We look at the recursion $d_{n+1}=qd_n(1-d_n)$ with $0<q=2p<1$ starting with some $d_1\in[0,1]$. It'll be convenient to do the first step separately, so we have $d_2=q d_1(1-d_1)$. The reason is that $q^{-1}d_2\in[0,1/4]$. Now, denote  $b_n=q^{-(n-1)}d_n$ and rewrite the recurrence as $b_{n+1}^{-1}=b_n^{-1}+q^{n-1}\frac{b_n}{b_{n+1}}$. Note now that the ratio of each term to the next is between $1$ and $4/3$ and tends to $1$, so, replacing it by $1$, we get $b_n^{-1}\approx b_2^{-1}+\frac{q-q^{n-1}}{1-q}$ with accuracy 30% and being sure that it is an underestimate. Putting all this stuff together, we get 
$$
d_n\approx q^{n-1}\left[\frac 1{d_1(1-d_1)}+\frac{q-q^{n-1}}{1-q}\right]^{-1}
$$ 
for $n\ge 2$.
Note also that 30% is a very rough estimate for the accuracy. In practice, I've never seen it being worse that 6% (though I haven't done too many simulations).
P.S. The estimate 
$$
d_n\approx q^{n-1}\left[\frac 1{d_1(1-d_1)}+\frac{q-q^{n-1}}{1-q}
+\log\left(1+d_1(1-d_1)\frac{q^2-q^{2(n-1)}}{1-q^2}\right)\right]^{-1}
$$ 
is even better (3% accuracy for small $n$ and about 0.5% accuracy for large $n$) but noticeably uglier. As several people have already mentioned, there is no exact formula, so the higher precision you want, the longer and uglier the approximation gets.

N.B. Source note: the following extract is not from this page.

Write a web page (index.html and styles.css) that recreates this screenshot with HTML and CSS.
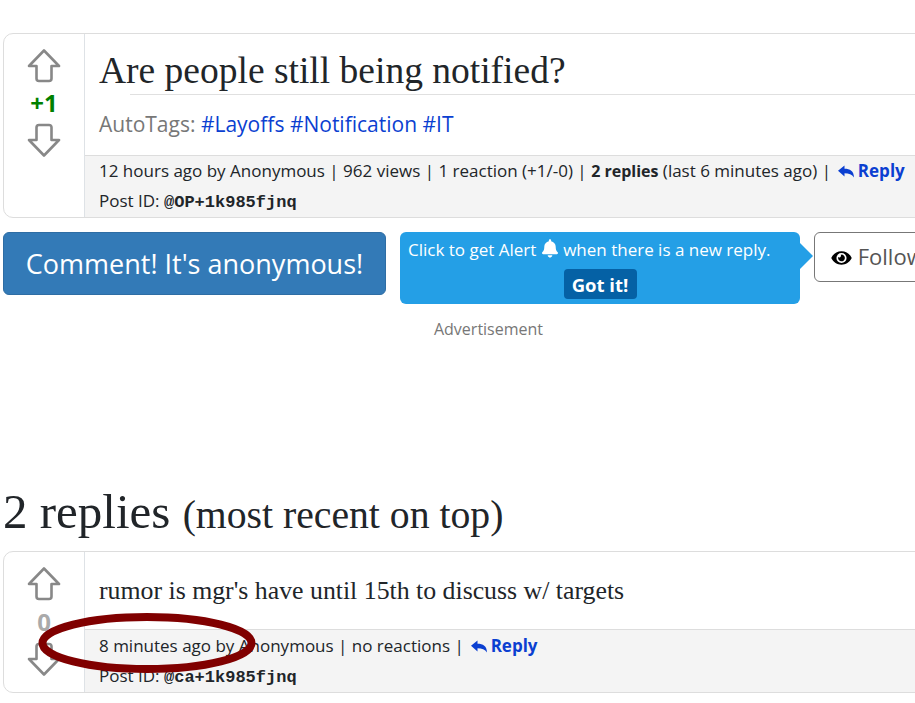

P.P.S. The main idea behind the second approximation is that if $B_n=b_{n}^{-1}$, then we make an error $q^{n-1}\frac{B_{n+1}-B_n}{B_n}\approx \frac{q^{2(n-1)}}{B_n}$ during each step that led us to the first approximation. To compensate, we would like to take the partial sums of that series. We also know that $B_n\approx \frac 1{d(1-d)}+q+q^2+\dots+q^{n-2}$. Unfortunately, we cannot sum the resulting series nicely. But if we double all the exponents in the approximate formula for $B_n$ (which will lead only to a small error when $q\approx 1$), then we'll get the Riemann sum type expression, which we can replace by the corresponding integral. Clearly, it may overshoot on the long run but to my own surprise, it not only corrects the first few terms nicely, but also corrects the asymptotics giving an error below 0.5% for large $n$ in the entire range of parameters (well, at least that is so for all values I looked at and I tried quite a few). Why it works this way remains a mystery, but it does. It can be shown rigorously that the total relative overshot coming from all steps after $n$ is at most $n^{-1}$ and I've never seen the overshots of more than 0.1% up to $n=300$.